Continuous authentication. Behavioural biometrics that verify identity throughout a session rather than only at login. Detect account takeover quickly.
Better consumer education. AI-powered personalised education about fraud risks specific to each user's situation and recent activity.
Regulatory AI. AI helping regulators supervise financial institutions' AI systems. Meta-level oversight to ensure fair and effective deployment.

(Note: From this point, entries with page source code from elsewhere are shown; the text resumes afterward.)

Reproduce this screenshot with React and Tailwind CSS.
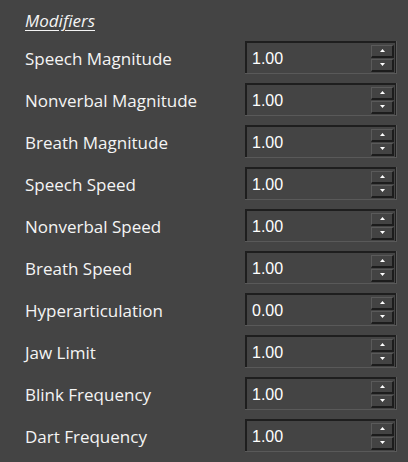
import React from 'react';

const rows = [
    { label: 'Speech Magnitude', value: '1.00' },
    { label: 'Nonverbal Magnitude', value: '1.00' },
    { label: 'Breath Magnitude', value: '1.00' },
    { label: 'Speech Speed', value: '1.00' },
    { label: 'Nonverbal Speed', value: '1.00' },
    { label: 'Breath Speed', value: '1.00' },
    { label: 'Hyperarticulation', value: '0.00' },
    { label: 'Jaw Limit', value: '1.00' },
    { label: 'Blink Frequency', value: '1.00' },
    { label: 'Dart Frequency', value: '1.00' },
];

const SpinButton = ({ up }) => (
    <div className="flex h-[13px] w-[23px] items-center justify-center border-t border-l border-t-[#5a5a5a] border-l-[#5a5a5a] border-b-2 border-r-2 border-b-[#1c1c1c] border-r-[#1c1c1c] bg-[#434343]">
        <svg width="5" height="3" viewBox="0 0 5 3">
            {up ? <polygon points="2.5,0 5,3 0,3" fill="#ffffff" /> : <polygon points="0,0 5,0 2.5,3" fill="#ffffff" />}
        </svg>
    </div>
);

const SpinBox = ({ value }) => (
    <div className="flex h-[33px] w-[152px] border-b border-r border-[#595959]">
        <div className="flex flex-1 items-center justify-between border-t-2 border-l-2 border-t-[#1e1e1e] border-l-[#1e1e1e] border-r border-r-[#1e1e1e] pl-[5px] pr-[1px]">
            <span className="pt-[1px] text-[16px] text-white" style={{ fontFamily: '"Liberation Sans", Arial, sans-serif' }}>
                {value}
            </span>
            <div className="flex flex-col gap-[1px]">
                <SpinButton up />
                <SpinButton />
            </div>
        </div>
    </div>
);

export default function App() {
    return (
        <div
            className="h-[462px] w-[408px] overflow-hidden bg-[#444444] pl-[25px] pr-[11px] pt-[9px] text-[#f4f4f4]"
            style={{ fontFamily: '"Open Sans", "Noto Sans", sans-serif' }}
        >
            <div className="h-[32px] text-[17px] italic underline underline-offset-[3px] leading-[24px]">
                <span>Modifiers</span>
            </div>
            <div className="flex flex-col gap-[9px]">
                {rows.map((row) => (
                    <div key={row.label} className="flex h-[33px] items-center justify-between">
                        <span className="pt-[2px] text-[17px] leading-none">{row.label}</span>
                        <SpinBox value={row.value} />
                    </div>
                ))}
            </div>
        </div>
    );
}
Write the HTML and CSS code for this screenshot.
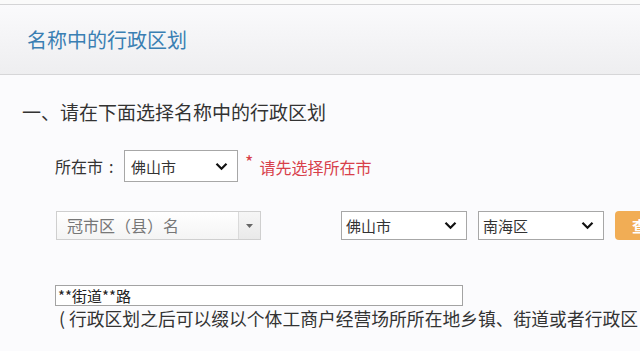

AI fraud detection catches fraud at scale that humans cannot, but over-aggressive models freeze real customers out of legitimate transactions. The craft is in finding the right balance, and both sides of the arms race have capable AI on their side now.
The short version
AI fraud detection in 2026 is one of the most successful and important applications of machine learning running in continuous production across the financial services industry. Layered systems combining rules, classical ML, deep learning, graph neural networks, and behavioural biometrics run on essentially every transaction in milliseconds. The continuous arms race with fraudsters — who also increasingly use AI — keeps the field evolving rapidly. Consumers benefit from reduced fraud losses, faster legitimate transactions, and stronger overall security, but face occasional false positives and sometimes complex dispute processes. The balance between aggressive fraud protection and smooth customer experience is always actively under negotiation. Expect continued rapid evolution as deepfakes, authorised push payment fraud, and cryptocurrency continue to create new challenges that traditional detection approaches struggle to address adequately.